Ok it's fine to point out drawbacks of Prop 13, but making up stuff doesn't help.

Prop 13 baseline assessment used 1976 values, so buying in 1955 doesn't make any difference, it still started on 1976 valuation.

It goes up 2% every year, so for this scenario we're talking about a house that was worth well under 10K in 1976. The median house price in the US in 1976 was 48K (so surely higher than that in California).


> ...but making up stuff doesn't help.

Eh, the order of magnitude difference is pretty spot-on.

Housing prices are absurd, and their rate of increase massively outpaces the rate of increase for pretty much every other thing a person would purchase.


[flagged]


Zoning restrictions in just three cities (San Francisco, San Jose, and New York) are responsible for all of the United States' GDP being lower by double-digit percentage.

It is in the interest of the entire country that these regions be forced to allow maximum housing development, because it will raise incomes across the entire country.

>Do the tax payers of SF not get a say in how their community is managed?

We know why zoning density restrictions exist, because their birth place was across the bay in Berkeley, whose proponents loudly extolled its benefits in pushing out anyone who was not White. This was the original intent of getting a say in development: to prevent undesirable racial minorities from moving in next door.

San Francisco weaponized housing density restrictions to push black people out of Haight-Ashbury, and to this day, continues to fight any and all housing development that might reverse this grave injustice.


Found it: https://eml.berkeley.edu/~moretti/growth.pdf

If New York and the Bay Area alone relaxed their zoning, their GDP would be 33% higher, and US GDP would be 3.7% higher (as of 2009), and national average income would be $3,685 higher.


It’s a problem when every town/municipality thinks like this, and then larger state- wide governments are faced with the dilemma of an angry voting population tired of high housing costs.

You can either get ahead of a state-wide solution and implement something where you have some control that works for your community, or you can do nothing and wait for the state government to begin to remove zoning from local control.


High rent costs are not something a town/municipality can solve. In a most ways, it's also something a state government cannot solve.

"High" rent is relative to the area, and rent is high across the entire country currently.

Lack of rental housing drives up rental prices. The lack of rental housing is largely due to unnaturally low interest rates. People qualified for oversized loans, and bought up the rental supply, converting them into homes instead.

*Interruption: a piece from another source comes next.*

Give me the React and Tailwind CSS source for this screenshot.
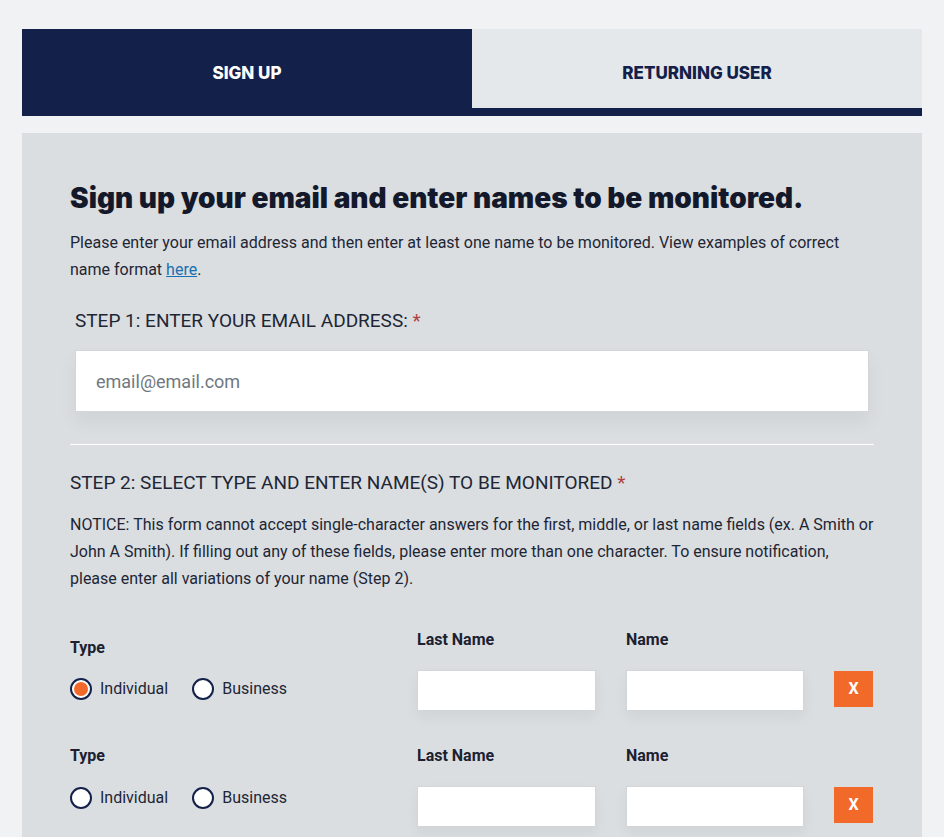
import React from "react";

const heading = { fontFamily: "Inter, 'DejaVu Sans', sans-serif" };

function Radio({ checked, label }) {
  return (
    <label className="flex items-center gap-[8px]">
      <span className="w-[22px] h-[22px] rounded-full border-2 border-[#13214a] bg-white flex items-center justify-center">
        {checked && <span className="w-[14px] h-[14px] rounded-full bg-[#f26a2a]" />}
      </span>
      <span className="text-[16px] text-[#1e2635]">{label}</span>
    </label>
  );
}

function NameRow({ checked, typePt, radioMt }) {
  return (
    <div className="flex items-start h-[116px]">
      <div className="w-[347px]" style={{ paddingTop: typePt }}>
        <div className="text-[16px] font-bold text-[#1b2130] leading-[22px]">Type</div>
        <div className="flex gap-[24px]" style={{ marginTop: radioMt }}>
          <Radio checked={checked} label="Individual" />
          <Radio label="Business" />
        </div>
      </div>
      <div className="w-[209px]">
        <div className="text-[16px] font-bold text-[#1b2130] leading-[22px]">Last Name</div>
        <input className="mt-[19px] w-[179px] h-[41px] bg-white border border-[#d3d6d9] shadow-[0_6px_14px_rgba(0,0,0,0.05)] outline-none" />
      </div>
      <div className="w-[208px]">
        <div className="text-[16px] font-bold text-[#1b2130] leading-[22px]">Name</div>
        <input className="mt-[19px] w-[178px] h-[41px] bg-white border border-[#d3d6d9] shadow-[0_6px_14px_rgba(0,0,0,0.05)] outline-none" />
      </div>
      <button className="mt-[42px] w-[39px] h-[36px] bg-[#f26a2a] text-white font-bold text-[16px] flex items-center justify-center">
        X
      </button>
    </div>
  );
}

export default function App() {
  return (
    <div className="min-h-[837px] bg-[#f0f2f4] pt-[29px] px-[22px] pb-[40px]" style={{ fontFamily: "Roboto, 'Liberation Sans', sans-serif" }}>
      <div className="flex border-b-[8px] border-[#13214a]">
        <div className="w-1/2 h-[79px] pt-[10px] bg-[#13214a] flex items-center justify-center text-white font-extrabold text-[17px]" style={heading}>
          SIGN UP
        </div>
        <div className="w-1/2 h-[79px] pt-[10px] bg-[#e4e8ea] flex items-center justify-center text-[#13214a] font-extrabold text-[17px]" style={heading}>
          RETURNING USER
        </div>
      </div>
      <div className="mt-[17px] bg-[#dadee1] px-[48px] pt-[45px] pb-[10px]">
        <h1 className="text-[28px] leading-[40px] font-black text-[#13192a]" style={heading}>
          Sign up your email and enter names to be monitored.
        </h1>
        <p className="mt-[11px] text-[16px] leading-[27px] text-[#1e2635] pr-[20px]">
          Please enter your email address and then enter at least one name to be monitored. View examples of correct name format{" "}
          <a className="text-[#1a6fb0] underline" href="#">here</a>.
        </p>
        <div className="mt-[26px] ml-[5px] text-[19px] leading-[24px] text-[#1e2635]">
          STEP 1: ENTER YOUR EMAIL ADDRESS: <span className="text-[#b0413e]">*</span>
        </div>
        <div className="mt-[17px] px-[5px]">
          <input
            className="w-full h-[62px] bg-white border border-[#d3d6d9] px-[20px] text-[18px] placeholder-[#707880] outline-none shadow-[0_10px_18px_rgba(0,0,0,0.05)]"
            placeholder="email@email.com"
          />
        </div>
        <hr className="mt-[32px] border-0 border-t border-white" />
        <div className="mt-[26px] text-[19px] leading-[24px] text-[#1e2635]">
          STEP 2: SELECT TYPE AND ENTER NAME(S) TO BE MONITORED <span className="text-[#b0413e]">*</span>
        </div>
        <p className="mt-[16px] text-[16px] leading-[27px] text-[#1e2635]">
          NOTICE: This form cannot accept single-character answers for the first, middle, or last name fields (ex. A Smith or John A Smith). If filling out any of these fields, please enter more than one character. To ensure notification, please enter all variations of your name (Step 2).
        </p>
        <div className="mt-[37px]">
          <NameRow checked typePt={8} radioMt={18} />
          <NameRow typePt={0} radioMt={19} />
        </div>
      </div>
    </div>
  );
}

Since cash was easy to acquire via loans, this resulted in an unprecedented period of time where housing prices were driven upwards with near-zero limiting factor. That was the market where people were overbidding asking-price by $50K+ without even seeing the house... that was/is a very unnatural market. This bidding process resulted in significantly overvalued homes, which made them inaccessible to lower-income people. So the rental market shrunk significantly, and housing prices went through the roof... then runaway inflation came knocking, making everything that much worse.

Which is to say, all of this is the creation of poor federal policy, and there isn't much your state or city can do about it.


No, rent is not high across the entire country. It's high in a select few metros, and fairly low everywhere else. Municipalities can't unilaterally reduce rents, but the can exacerbate the problem by disincentivizing housing through regulation and price controls.


True, just as people from Mexico don't have a right to live in the rich and nice USA, people from the sticks don't have a right to live in the rich and nice SF.


> A right is a power or privilege held by the general public, usually as the result of a constitution, statute, regulation, or judicial precedent[1]

Nobody has a "right" to live in SF. If you can afford SF, then nothing is stopping you.

You do have a right to live, but you do not have a right to live in a particular area.

[1] https://www.law.cornell.edu/wex/right#:~:text=A%20right%20is....


People from Mexico don't have a right to live in the USA, any more than people from the USA have a right to live in Mexico; and the people moving into SF and complaining have top 3% incomes.